The ECA said prior to 1987, most collective agreements provided for COLA by indexation. This changed when official statistics on the retail prices index were not readily available from the Central Statistical Office. The National Workers said since COLA came into being during World War II, employees of 16 companies have lost the allowance.
Within Remy’s accusation lie deeper questions: Is this true? Are the managers of capital, and the employer class, waging a war against the working class? If so, when did this shift in its intensity begin?
“Well, this is nothing new you know,” says Reginald Dumas, former T&T ambassador to Washington. “For as long as anyone can remember, labour has always had its struggles.” Dumas told the Sunday Guardian that when Tubal Uriah “Buzz” Butler led the labour strike of 1937 for oilfield workers’ rights, he had support from the agricultural sector, sugar workers and others, including Tobago. That was important, he explained, because of the future it came to determine.
“So that a generalised anti-employer solidarity, which in large part was also a racial and colony-regional solidarity, helped in the formation of the OWTU shortly thereafter., Dumas said.
What went wrong
The CWU’s Julien, MSJ political leader David Abdulah, and Dumas all agree, that the 1980s was the decade that set the stage for the major shift in employer attitudes, the economy and the idea of nationalism in T&T. More specifically, Abdulah said, it was the intervention of the IMF, the IDB and the World Bank in the late 1980s and early 1990s that sparked the change.

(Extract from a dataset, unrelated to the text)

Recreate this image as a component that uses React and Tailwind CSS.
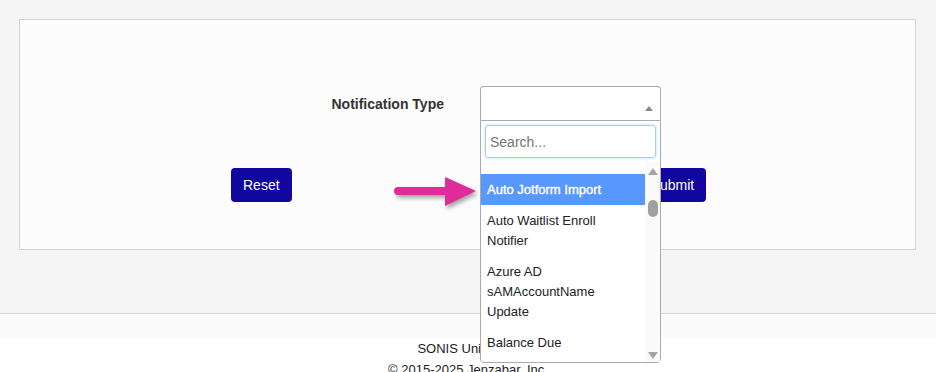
import React from 'react';

const OPTIONS = [
  { label: 'Auto Jotform Import', active: true },
  { label: 'Auto Waitlist Enroll Notifier' },
  { label: 'Azure AD sAMAccountName Update' },
  { label: 'Balance Due' },
  { label: 'Billing Reminder' },
];

function Scrollbar() {
  return (
    <div className="flex w-[15px] flex-col items-center bg-[#fafafa] pt-[6px] pb-[3px]">
      <svg width="10" height="7" viewBox="0 0 10 7">
        <polygon points="5,0 10,7 0,7" fill="#a3a3a3" />
      </svg>
      <div className="mt-[25px] h-[17px] w-[10px] rounded-full bg-[#a0a0a0]" />
      <div className="flex-1" />
      <svg width="10" height="7" viewBox="0 0 10 7">
        <polygon points="0,0 10,0 5,7" fill="#a3a3a3" />
      </svg>
    </div>
  );
}

function Dropdown() {
  return (
    <div className="absolute left-0 top-full z-10 w-[181px] rounded-b-[4px] border border-[#aaa] bg-white">
      <div className="p-[4px]">
        <input
          type="text"
          placeholder="Search..."
          className="h-[33px] w-full rounded-[3px] border border-[#a9cbee] px-[4px] text-[14px] text-[#333] shadow-[0_0_3px_rgba(82,168,236,0.45)] outline-none placeholder:text-[#757575]"
        />
      </div>
      <div className="flex h-[200px]">
        <ul className="flex-1 overflow-hidden pt-[12px]">
          {OPTIONS.map((opt) => (
            <li
              key={opt.label}
              className={
                opt.active
                  ? 'bg-[#5897fb] px-[6px] py-[5.5px] text-[13px] leading-[20px] text-white [-webkit-text-stroke:0.4px_#fff]'
                  : 'px-[6px] py-[5.5px] text-[13px] leading-[20px] text-[#222]'
              }
            >
              {opt.label}
            </li>
          ))}
        </ul>
        <Scrollbar />
      </div>
    </div>
  );
}

// pink annotation arrow pointing at the highlighted option
function PointerArrow() {
  return (
    <svg
      className="absolute left-[390px] top-[172px] drop-shadow-[2px_3px_2px_rgba(0,0,0,0.35)]"
      width="90"
      height="40"
      viewBox="0 0 90 40"
    >
      <line x1="8" y1="19" x2="58" y2="19" stroke="#e02b9a" strokeWidth="8" strokeLinecap="round" />
      <polygon points="55,5 86,19 55,34" fill="#e02b9a" />
    </svg>
  );
}

export default function App() {
  return (
    <div className="relative min-h-screen bg-white font-['Liberation_Sans',Arial,sans-serif] text-[#333]">
      <main className="bg-[#f5f5f5] pt-[19px] pr-[20px] pb-[63px] pl-[19px]">
        <section className="border border-[#d4d4d4] bg-[#fcfcfc] pt-[66px] pb-[47px]">
          <div className="flex items-center">
            <label className="w-[424px] pt-[3px] text-right text-[14px] font-bold text-[#333]">
              Notification Type
            </label>
            <div className="relative ml-[36px] w-[181px]">
              <div className="flex h-[34px] items-start justify-end rounded-t-[4px] border border-b-0 border-[#aaa] bg-white pt-[19px] pr-[7px]">
                <svg width="8" height="5" viewBox="0 0 8 5">
                  <polygon points="4,0 8,5 0,5" fill="#888" />
                </svg>
              </div>
              <Dropdown />
            </div>
          </div>
          <div className="mt-[48px] ml-[211px] flex gap-[347px]">
            <button className="h-[34px] rounded-[4px] bg-[#11069f] px-[12px] text-[14px] text-white">
              Reset
            </button>
            <button className="h-[34px] rounded-[4px] bg-[#11069f] px-[12px] text-[14px] text-white">
              Submit
            </button>
          </div>
        </section>
      </main>
      <footer className="border-t border-[#d4d4d4]">
        <div className="h-[24px] bg-[#fafafa]" />
        <div className="text-center text-[13px] leading-[21px] text-[#222]">
          <p>SONIS University</p>
          <p>© 2015-2025 Jenzabar, Inc.</p>
        </div>
      </footer>
      <PointerArrow />
    </div>
  );
}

He said the dominant thinking of privatisation, retrenchment, use of contract labour, deregularisation of the economy and adjustment to government policies led to a cut in the spending power of citizens. These changes, Julien said, also changed employees. “I mean, I don’t want to sound...you know, but it has become like a greedy society...to an extent. We are saying that we are giving a fair day’s work for a fair day’s pay and we are expecting a fair day’s pay.”
Julien said employees no longer work for the love of the job, but rather to make ends meet. He said workers have become increasingly cynical, not only in private organisations but especially in the public sector. “So what do you expect when you have an employer which is the Government, who is free spending, and therefore you looking to say, ‘Where am I going to get something?’ I’m not seeing anything, but yet still you’re telling me work 120 per cent to get 60 per cent wages.”
The future of labour
The CWU sees a grim future for labour in T&T. However, Dumas believes hostilities can be calmed if parties come together in the interest of the country’s development. “We need to look at a social compact, much like Barbados has. In Barbados, there is a social compact among business, labour and government and it has worked very well for them, though, surprisingly, it seems not to have been invoked recently by the Barbados government before it announced deep cuts in the public service mandated by the IMF.
“We in Trinidad and Tobago have tried a kind of social compact that we called tripartism—government, business and labour sitting and discussing together. But one prominent labour leader, one who was deeply involved in such discussions, told me many years ago that tripartism didn’t work because each party came to the table with its own agenda and pursued that agenda regardless of the country’s best interests.
“There was no compromising: my way or the highway. No one said, ‘Listen, this is the state of the economy...we may not be able to afford 20 per cent increases but here’s what we can do.’ “Now people need to act quickly and differently, especially in the light of production and exports of oil and natural gas increasing and competing with ours, thus possibly leading to declines in our national income.”
At the People’s Summit organised in 2009 to coincide with the Summit of the Americas, Abdulah called for a social compact to allow all parties not only a sense of calm but one of benefit and growth for all, a position he still maintains. Up to press time, neither the TTMA nor the T&T Chamber of Industry and Commerce had responded to requests for comment on the CWU’s statement.
TSTT said it does not see any adversarial relationship between the company and its employees, adding that while telecommunications is not a labour intensive industry but a highly technical one, it sees training and development of its staff as integral to the company’s development. The matter between TSTT and the CWU is scheduled to be heard at the Industrial Court in a continuing saga that labour leaders claim is another example of profit at the expense of labour.